Nothing about stone circles is more mysterious or magical than the question of their astronomical alignments. In recent years theories about these have overshadowed all other discussion. The idea that some circles were aligned to the sun, moon or even the stars is not new.

As O'Kelly's team of restorers removed the grass and weeds from the mound, they came across a curious rectangular slit above the door. It was half-closed by a square block of crystallized quartz, apparently designed to work as a shutter. There were scratches on the quartz: clearly it had often been slid to and fro, providing a narrow entrance to the tomb above the main door, which was firmly sealed with a 5-ton slab of stone.

But what was the slit for? It was too small and too far from the ground to be an entrance for people. Professor O'Kelly remembered a local tradition which said that the sun always shone into the tomb at Midsummer. Perhaps the 'roofbox', as it came to be known, was designed to admit the summer sun to the tomb without the entrance stone having to be moved.
"But it was quite obvious that it couldn't happen at Midsummer because of the position of the sun", O'Kelly said. "So if the sun was to shine in at all, the only possibility would be in Midwinter."
In December 1967, O'Kelly drove from his home in Cork to Newgrange. Before the sun came up he was at the tomb, ready to test his theory.
"I was there entirely alone. Not a soul stood even on the road below. When I came into the tomb I knew there was a possibility of seeing the sunrise because the sky had been clear during the morning."
He was, however, quite unprepared for what followed.
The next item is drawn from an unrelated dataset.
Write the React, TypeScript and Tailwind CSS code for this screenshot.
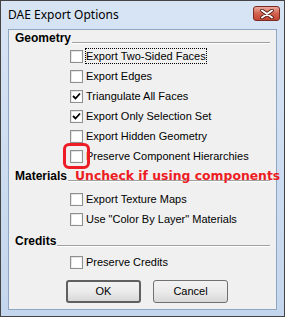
import React from "react";

const ui = { fontFamily: '"Liberation Sans", Arial, sans-serif' };

const CheckBox = ({ checked }: { checked?: boolean }) => (
	<span className="flex items-center justify-center w-[13px] h-[13px] border border-[#8e8f8f] bg-gradient-to-br from-[#dcdcdc] to-white shrink-0">
		<span className="flex items-center justify-center w-[9px] h-[9px] bg-white">
			{checked && (
				<svg width="9" height="9" viewBox="0 0 9 9">
					<path d="M1 4 L3.5 6.5 L8 1.5" fill="none" stroke="#000" strokeWidth="1.8" />
				</svg>
			)}
		</span>
	</span>
);

const Row = ({
	label,
	checked,
	focus,
}: {
	label: string;
	checked?: boolean;
	focus?: boolean;
}) => (
	<div className="flex items-center h-[20px] pl-[61px]">
		<CheckBox checked={checked} />
		<span
			className={
				"ml-[3px] text-[11px] leading-[14px] text-black whitespace-nowrap " +
				(focus ? "outline outline-1 outline-dotted outline-black" : "")
			}
		>
			{label}
		</span>
	</div>
);

const Header = ({ title, children }: { title: string; children?: React.ReactNode }) => (
	<div className="relative flex items-end h-[13px] pl-[6px] pr-[6px]">
		<span className="text-[12px] leading-[13px] font-bold text-black">{title}</span>
		<span className="flex-1 h-[2px] mb-[1px] ml-[1px] border-t border-[#a0a0a0] border-b-white border-b" />
		{children}
	</div>
);

const Button = ({ label, primary }: { label: string; primary?: boolean }) => (
	<button
		className={
			"w-[75px] h-[23px] rounded-[3px] text-[11px] text-black bg-gradient-to-b from-[#f2f2f2] via-[#ebebeb] to-[#d8d8d8] " +
			(primary ? "border-2 border-[#606060]" : "border border-[#707070]")
		}
	>
		{label}
	</button>
);

export default function App() {
	return (
		<div
			style={ui}
			className="w-[285px] h-[317px] flex flex-col border border-[#444] bg-gradient-to-b from-[#d7e4f4] to-[#c4d6ed] overflow-hidden"
		>
			{/* title bar */}
			<div className="flex items-center justify-between h-[28px] pl-[7px] pr-[4px]">
				<span
					className="text-[12px] text-black"
					style={{ fontFamily: '"Noto Sans", "Open Sans", sans-serif' }}
				>
					DAE Export Options
				</span>
				<span className="flex items-center justify-center w-[27px] h-[15px] -mt-[3px] rounded-[3px] border border-[#7a2a1e] bg-gradient-to-b from-[#e9a99c] via-[#d2624f] to-[#c24532]">
					<svg width="14" height="10" viewBox="0 0 14 10">
						<path
							d="M2 1.5 L12 8.5 M12 1.5 L2 8.5"
							stroke="#4a1a14"
							strokeWidth="3.6"
							strokeLinecap="round"
						/>
						<path
							d="M2 1.5 L12 8.5 M12 1.5 L2 8.5"
							stroke="#fff"
							strokeWidth="2"
							strokeLinecap="round"
						/>
					</svg>
				</span>
			</div>

			{/* client area */}
			<div className="relative flex flex-col mx-[7px] h-[281px] bg-[#f0f0f0] border border-[#8fa6c2] pt-[2px]">
				<Header title="Geometry" />
				<div className="flex flex-col mt-[1px]">
					<Row label="Export Two-Sided Faces" focus />
					<Row label="Export Edges" />
					<Row label="Triangulate All Faces" checked />
					<Row label="Export Only Selection Set" checked />
					<Row label="Export Hidden Geometry" />
					<Row label="Preserve Component Hierarchies" />
				</div>

				<div className="mt-[4px]">
					<Header title="Materials">
						<span
							className="absolute left-[66px] -top-[2px] text-[12.4px] leading-[16px] font-bold text-[#ee1c24] whitespace-nowrap"
							style={{ fontFamily: '"DejaVu Sans", Verdana, sans-serif' }}
						>
							Uncheck if using components
						</span>
					</Header>
				</div>
				<div className="flex flex-col mt-[6px]">
					<Row label="Export Texture Maps" />
					<Row label={'Use "Color By Layer" Materials'} />
				</div>

				<div className="mt-[6px]">
					<Header title="Credits" />
				</div>
				<div className="flex flex-col mt-[4px]">
					<Row label="Preserve Credits" />
				</div>

				<div className="flex gap-[12px] pl-[57px] mt-[8px]">
					<Button label="OK" primary />
					<Button label="Cancel" />
				</div>

				{/* annotation */}
				<span className="absolute left-[54px] top-[113px] w-[27px] h-[26px] rounded-[6px] border-[3px] border-[#ee1c24]" />
			</div>
		</div>
	);
}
As the first rays of the sun appeared above the ridge on the far bank of the River Boyne, a bright shaft of orange light struck directly through the roofbox into the heart of the tomb.
"I was literally astounded. The light began as a thin pencil and widened to a band of about 6 in. There was so much light reflected from the floor that I could walk around inside without a lamp and avoid bumping off the stones. It was so bright I could see the roof 20ft above me."